## Abstract

Given a graph H on vertex set {1,2,⋯,n} and a function f:[0,1]^{2}→R, define ‖f‖_{H}:=|∫∏ij∈E(H)f(x_{i},x_{j})dμ^{|V(H)|}|^{1/|E(H)|} where μ is the Lebesgue measure on [0,1]. We say that H is norming if ‖⋅‖_{H} is a semi-norm. A similar notion ‖⋅‖_{r(H)} is defined by ‖f‖_{r(H)}:=‖|f|‖_{H} and H is said to be weakly norming if ‖⋅‖_{r(H)} is a norm. Classical results show that weakly norming graphs are necessarily bipartite. In the other direction, Hatami showed that even cycles, complete bipartite graphs, and hypercubes are all weakly norming.
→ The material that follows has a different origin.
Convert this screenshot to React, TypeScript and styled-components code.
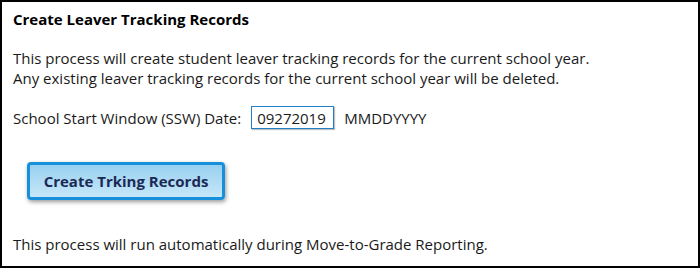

We demonstrate that any graph whose edges percolate in an appropriate way under the action of a certain natural family of automorphisms is weakly norming. This result includes all previously known examples of weakly norming graphs, but also allows us to identify a much broader class arising from finite reflection groups. We include several applications of our results. In particular, we define and compare a number of generalisations of Gowers’ octahedral norms and we prove some new instances of Sidorenko's conjecture.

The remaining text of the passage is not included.